Victoria’s Secret is returning to our screens

MPHO RANTAO

THE full story of Victoria’s Secret is coming to our screens. 

American streaming site Hulu announced that they had signed on to produce and release the three-part documentary, The Rise And Fall Of Victoria’s Secret, on their streaming site in 2022. 

According to the Hollywood Reporter, journalist and filmmaker Matt Tyrnauer will be going behind the scenes and “using first-hand accounts and deep investigative research to reveal the inner workings of Victoria’s Secret, the brand and the cultural institution.” Tyrnauer will be directing all three episodes, as well as producing alongside Corey Reeser.
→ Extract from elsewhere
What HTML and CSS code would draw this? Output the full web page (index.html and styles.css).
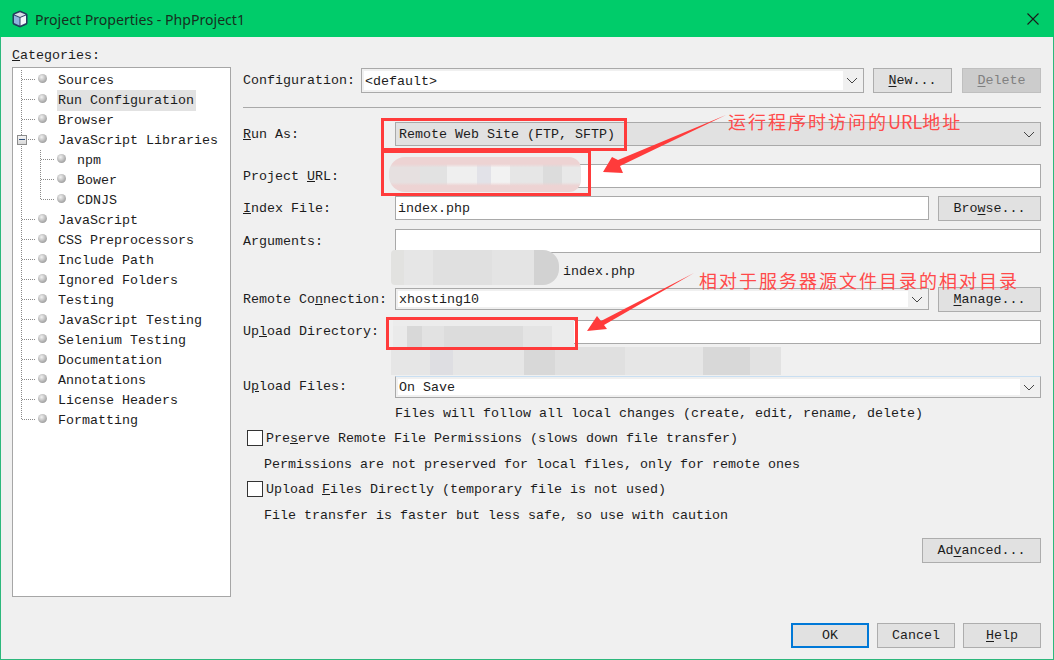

It is no secret that Rihanna’s Savage x Fenty lingerie line *basically* overshadowed long-standing giants Victoria’s Secret after its launch in 2018, winning over the global audience with its size, ethnic and gender inclusivity, a persistent topic that fell on Victoria Secret’s tone-deaf ears for a number of years. 

Victoria’s Secret is a lingerie giant that while synonymous with its dazzlingly risque underwear, loungewear and athleisure collections, they were infamously known for pushing a patriarchal, somewhat misogynistic ideal of the perfect body for women.

VS Fashion Show in 2019 – its most diverse edition in its history. Picture: Instagram

Its founder Raymond Roy probably seemingly had good intentions in creating the line back in 1977 – he was motivated by not finding the right lingerie for his wife – but the message of looking beautiful in undergarments began to get lost from the 90s into the 2000s. 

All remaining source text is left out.